Try graduating from college, trying to get an entry level job and start a family in the middle of the Carter Recession with 20% unemployment and 20% interest rates. Like I did. Then come back and tell me its worse now.
Not seemingly in consumer goods. Have you shopped at a Walmart lately?
Yes, and a great proportion of the US population is in hock up to their ears. I mean that. I mean that they have 10’s of thousands of dollars in credit card debt they’re paying only the minimum on every month. I mean that there’s a whole friggin’ state that took out hundreds of billions of option-ARM mortgages, and they made the minimum payment, while the rest of their interest was added to the loan and negatively amortized.
I’m telling you that there’s a significant portion of this population who used to use their house like an ATM. They’d run up huge credit bills and every couple of years, they’d cash the unsustainable increase in their home valuation out of their house with a HELOC to pay down the credit card and auto debt.
I’m telling you that there are 1.2 cars for every registered driver in the US. The auto companies AROUND THE WORLD can go out of business tomorrow and as long as we can get tires and parts, no one will be walking anywhere for at least five to 10 years.
I’m telling you that we have vastly overbuilt homes, apartment buildings, retail shopping space, restaurants, office buildings... all based on a boom in credit, not on actual demand. There won’t be enough people, nor economic activity in the US to soak up this excess for years and years. The fastest, best thing we could do to ameliorate the US housing price collapse would be to go into these vastly overbuilt communities in California, Nevada, Arizona, Florida and just start burning houses down. Not a house here, or a house there. I’m talking putting the match to square mile upon square mile of houses.
What I’m trying to pound through to people, but they just don’t get it is how far over the actual trendline of sustainable growth this economy went based on a huge, puffy balloon of easy credit.
One of the reasons why WWII brought the US economy back was that as a result of the war, we obliterated the competing manufacturing capacity of Japan and Germany. The US was the only big manufacturing country left standing at the end who could export goods.
I have a research note here that has a paragraph that starts out with the following:
“Economy saddled with $1 trillion of excess capacity...” and ends with “...there is now 30% idle capacity in the manufacturing sector, a level only seen once before in the past five decades.”
Are y’all getting this yet?
He's simply following Lenin's maxim, "The worse, the better".

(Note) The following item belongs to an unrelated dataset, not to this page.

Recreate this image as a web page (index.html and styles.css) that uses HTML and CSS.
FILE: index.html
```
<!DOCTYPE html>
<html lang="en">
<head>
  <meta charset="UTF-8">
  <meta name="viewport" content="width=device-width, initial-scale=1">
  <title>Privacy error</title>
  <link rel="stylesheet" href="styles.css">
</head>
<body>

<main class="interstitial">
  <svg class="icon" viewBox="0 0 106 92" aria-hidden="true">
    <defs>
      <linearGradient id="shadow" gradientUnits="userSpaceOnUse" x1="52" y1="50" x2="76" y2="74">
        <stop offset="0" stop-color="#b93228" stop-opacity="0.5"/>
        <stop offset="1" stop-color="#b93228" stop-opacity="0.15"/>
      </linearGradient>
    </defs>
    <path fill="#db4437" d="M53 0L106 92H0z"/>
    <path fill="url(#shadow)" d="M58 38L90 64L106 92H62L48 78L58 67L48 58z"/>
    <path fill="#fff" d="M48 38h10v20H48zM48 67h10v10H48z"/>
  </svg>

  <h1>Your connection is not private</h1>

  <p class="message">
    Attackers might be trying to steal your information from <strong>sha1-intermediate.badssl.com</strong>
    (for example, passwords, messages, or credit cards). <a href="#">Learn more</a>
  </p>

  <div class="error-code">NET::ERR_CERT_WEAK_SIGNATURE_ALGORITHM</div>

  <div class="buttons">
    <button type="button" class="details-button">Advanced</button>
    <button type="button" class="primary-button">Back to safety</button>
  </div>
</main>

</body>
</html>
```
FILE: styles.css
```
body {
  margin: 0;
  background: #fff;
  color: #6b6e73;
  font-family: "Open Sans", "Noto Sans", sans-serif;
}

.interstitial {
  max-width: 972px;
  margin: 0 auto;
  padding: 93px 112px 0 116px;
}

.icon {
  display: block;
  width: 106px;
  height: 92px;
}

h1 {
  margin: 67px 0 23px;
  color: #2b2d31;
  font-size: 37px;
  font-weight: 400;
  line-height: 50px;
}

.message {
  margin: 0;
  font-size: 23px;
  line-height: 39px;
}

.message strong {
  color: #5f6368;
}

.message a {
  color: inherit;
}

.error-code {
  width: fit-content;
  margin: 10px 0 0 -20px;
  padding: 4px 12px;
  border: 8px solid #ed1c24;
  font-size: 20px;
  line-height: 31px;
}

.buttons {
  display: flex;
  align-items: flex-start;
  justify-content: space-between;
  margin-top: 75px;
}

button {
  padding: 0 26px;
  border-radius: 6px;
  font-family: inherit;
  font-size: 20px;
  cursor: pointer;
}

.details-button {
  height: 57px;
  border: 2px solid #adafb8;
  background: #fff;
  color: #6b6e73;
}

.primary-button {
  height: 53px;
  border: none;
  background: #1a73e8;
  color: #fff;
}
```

That's not surprising for a communist.
“I remember the 70s. I was a new bride, just moved to a new state where my husbans job didnt pan out. We cleaned chickenhouses, had little food, shoveled roofs and eventually had foodstamps for about 6 months. Learned how to budget food on the twenty-one dollars we got.”

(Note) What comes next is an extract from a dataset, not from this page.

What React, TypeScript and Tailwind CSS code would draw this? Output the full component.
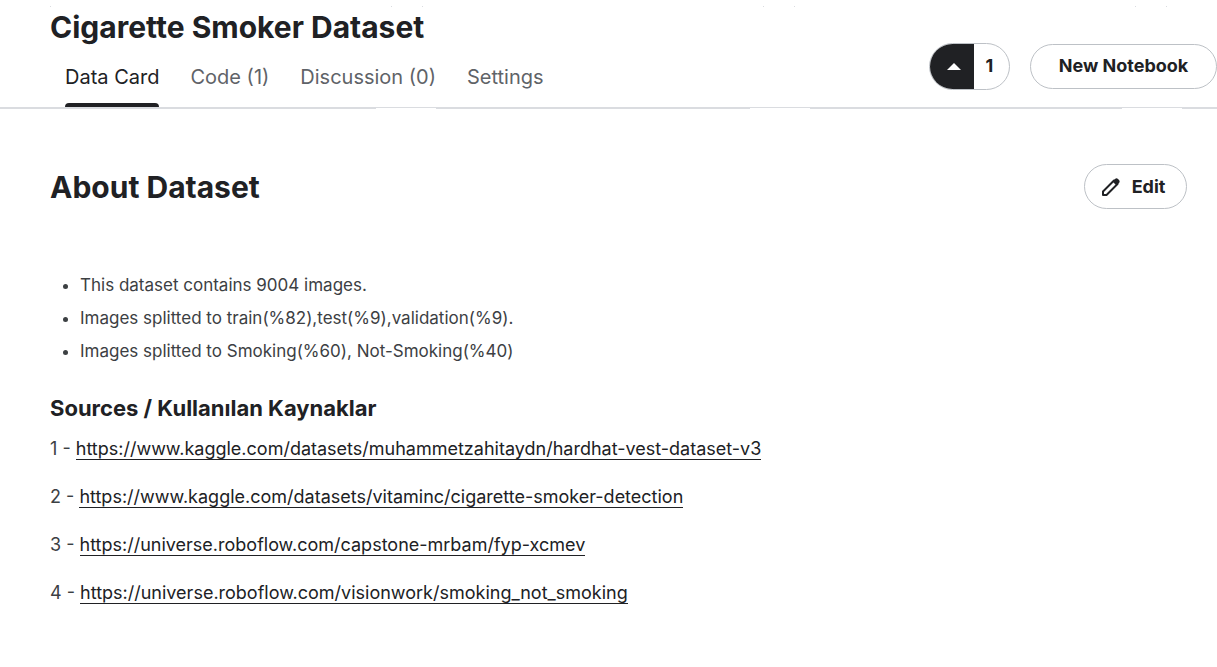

I left the army in December 1973 and everyone thought that I was insane to leave during that recession. I remember meat shortages and how Americans were eating horse meat (they were).

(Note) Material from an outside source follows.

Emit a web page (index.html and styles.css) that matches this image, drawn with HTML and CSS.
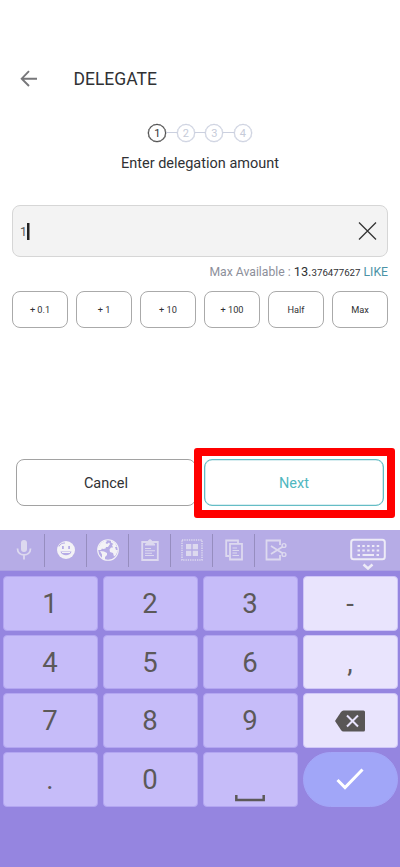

Many stores experimented with mixing grain products with ground beef so as to have something to sell, gas stations did not have gasoline sometimes and we all remember the gas lines when they did.
I believe there were some dirty loans out there (3% intro rate, payments ballooning to 19% type). However, my ex-brother-in-law was given a sweetheart family deal on a house in a very nice neighborhood by a family member- the house was sold to him for 180K when the market value was 260K. He refinanced every year for 7 years and now owes 450K, is months behind and wants a bail-out. Yeah, our tax money should go to support THAT.
Many stores experimented with mixing grain products with ground beef so as to have something to sell, gas stations did not have gasoline sometimes and we all remember the gas lines when they did.
We hsd movrd to the country and farmers were losing beeves that were butcherd in far fields. I remember a neighbor getting 3 to 5 for shooting up a couple of out of state “sports” who were taking a whiz next to his pasture.
What was true on Wall Street was also true of the country and the households in it. Debt wasn't as large or as wide spread then as it is now: those WWII veterans were a lot more tightfisted and self-denying than their children and grandchildren.
Plus, we're softer than the previous generation was and we're more inclined to complain. Recognizing that, though, doesn't make the anxieties go away.
In 2009, Obama says the govt needs to bail you out or well never recover.
Which course of action inspires?”
Better yet, which course of action worked/working? We learn from our mistakes, Reagan new this, that's why his tax cuts pulled the economy out from the Carter mess. Obama may read up on history and the mistakes that others have made, but he'll never learn.
I'll put it on the Things We Used To Have list along with Loans Available From Banks, Home Equity Lines of Credit, Savings, and American Jobs Available Exclusively To Native-Born Americans.
I wish more people would learn from your posts instead of having to learn the hard way, through personal experience. Too many here can’t believe what you are saying until they personally get laid off or their house value falls 50%. We’ve seen the stock market fall 40%. That tells me that at least 6 to 9 months down the road, corporate earnings will be down. The fact that the stock market is still falling illustrates that many investors understand that good earnings are no-where on the horizon. You would think people here would be clued in by that, instead of thinking the market is just manipulated.
Like I said, you are trying to teach them and they aren’t going to learn from you. Four years from now they will say “that NVDave guy was right. I should have known...”
You would think your call on the housing bubble would establish some credibiilty Oh well...
It had to start back then so they can blame Bush for everything!!